You can copy formulas, and you will find this really useful as you go forward.

Rows and columns locked separately so

if you put D21, if you copy it down

into the right will become E22.

If you want to lock the 21 even if you move it up and down, put it as D$21.

If you want to lock the D even as you move left and

right do $D21, and if you want to lock both of them and

this is the thing you're always referring to put in both $.

Okay part two demographics.

This is going to be a small part of the assignment, because, as we've discussed,

many of the techniques that you would need to use you will not have learned yet.

But we do want you to start exploring the idea of demographics, and so

we're going to show you a second spreadsheet.
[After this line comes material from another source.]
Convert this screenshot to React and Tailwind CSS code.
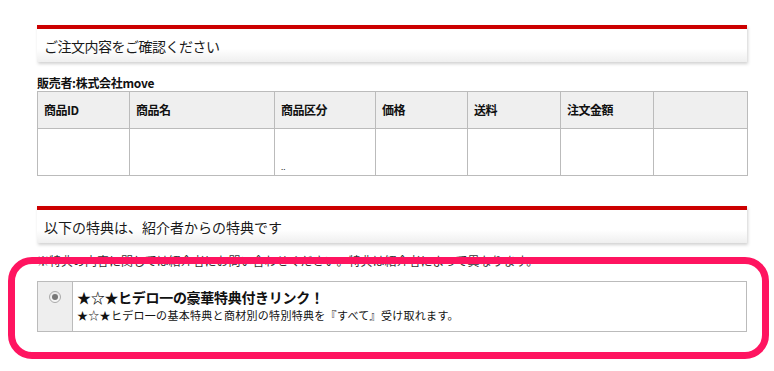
export default function App() {
  const font = { fontFamily: '"Noto Sans CJK JP", "Noto Sans", sans-serif' };
  const cols = [
    { label: "商品ID", w: "w-[92px]" },
    { label: "商品名", w: "w-[145px]" },
    { label: "商品区分", w: "w-[101px]" },
    { label: "価格", w: "w-[92px]" },
    { label: "送料", w: "w-[93px]" },
    { label: "注文金額", w: "w-[93px]" },
    { label: "", w: "w-[94px]" },
  ];
  return (
    <div className="relative w-[774px] h-[371px] bg-white overflow-hidden text-[#111]" style={font}>
      <div className="ml-[37px] w-[710px] pt-[25px]">
        {/* Panel 1 header */}
        <div className="border-t-4 border-[#cc0000] bg-gradient-to-b from-white from-60% to-[#efefef] shadow-[1px_2px_3px_rgba(0,0,0,0.18)] h-[37px] flex items-center pl-[7px]">
          <span className="text-[14px] leading-none text-[#1a1a1a] tracking-[-0.5px]">ご注文内容をご確認ください</span>
        </div>
        <div className="mt-[12px] h-[17px] text-[12px] font-bold leading-[17px] tracking-[-0.3px]">販売者:株式会社move</div>
        <table className="border-collapse table-fixed w-[710px]">
          <thead>
            <tr className="h-[37px] bg-[#efefef]">
              {cols.map((c, i) => (
                <th key={i} className={`${c.w} border border-[#bbbbbb] text-left align-middle pl-[6px] text-[12px] font-bold leading-none tracking-[-0.5px]`}>
                  {c.label}
                </th>
              ))}
            </tr>
          </thead>
          <tbody>
            <tr className="h-[47px] bg-white">
              {cols.map((c, i) => (
                <td key={i} className="border border-[#bbbbbb] align-bottom pl-[6px] pb-[4px] text-[8px] leading-none">
                  {i === 2 ? ".." : ""}
                </td>
              ))}
            </tr>
          </tbody>
        </table>

        {/* Panel 2 header */}
        <div className="mt-[30px] border-t-4 border-[#cc0000] bg-gradient-to-b from-white from-60% to-[#efefef] shadow-[1px_2px_3px_rgba(0,0,0,0.18)] h-[37px] flex items-center pl-[7px]">
          <span className="text-[14px] leading-none text-[#1a1a1a]">以下の特典は、紹介者からの特典です</span>
        </div>
        <div className="mt-[10px] h-[16px] text-[12px] leading-[16px] text-[#333] whitespace-nowrap">
          ※特典の内容に関しては紹介者にお問い合わせください。特典は紹介者によって異なります。
        </div>
        <div className="mt-[12px] h-[51px] flex border border-[#bbbbbb]">
          <div className="w-[35px] bg-[#eeeeee] border-r border-[#bbbbbb] flex justify-center pt-[9px]">
            <div className="w-[12px] h-[12px] rounded-full border border-[#aaaaaa] bg-gradient-to-b from-[#e8e8e8] to-[#f8f8f8] flex items-center justify-center">
              <div className="w-[6px] h-[6px] rounded-full bg-[#777777]" />
            </div>
          </div>
          <div className="flex-1 pl-[4px] pt-[6px] bg-white">
            <div className="text-[14px] font-bold leading-[18px] tracking-[-0.3px] text-[#111]">★☆★ヒデロ一の豪華特典付きリンク！</div>
            <div className="mt-[2px] text-[11px] leading-[14px] tracking-[0.3px] text-[#111]">★☆★ヒデロ一の基本特典と商材別の特別特典を『すべて』受け取れます。</div>
          </div>
        </div>
      </div>

      {/* pink annotation */}
      <div className="absolute left-[8px] top-[257px] w-[761px] h-[102px] rounded-[24px] border-[7px] border-[#ff1460]" />
    </div>
  );
}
I'm not going to bring it up now,

because all it has is one additional column that has gender male and

female associated with each of the people that are providing ratings.

Obviously, in the real world, you'd have more data, you'd have more unknowns.

And we're going to have you compute, as given in the assignment,

several of the same outputs separately for male and female users, and

the final question in the assignment is asking you to assess whether it would

appear to be valuable to instead of giving overall averages

to give gender base stereotyped recommendations.

We're going to do that in number of different ways.

You're going to look at to what extent the genders have different average ratings.

To what extent they differ systematically, and what they think about the movies.

And will do just a little bit of computation that gives you a head start

thinking about the evaluation that's coming up at a later course

as we look at a couple of examples of how we might start to estimate

whether one of these is better than the other.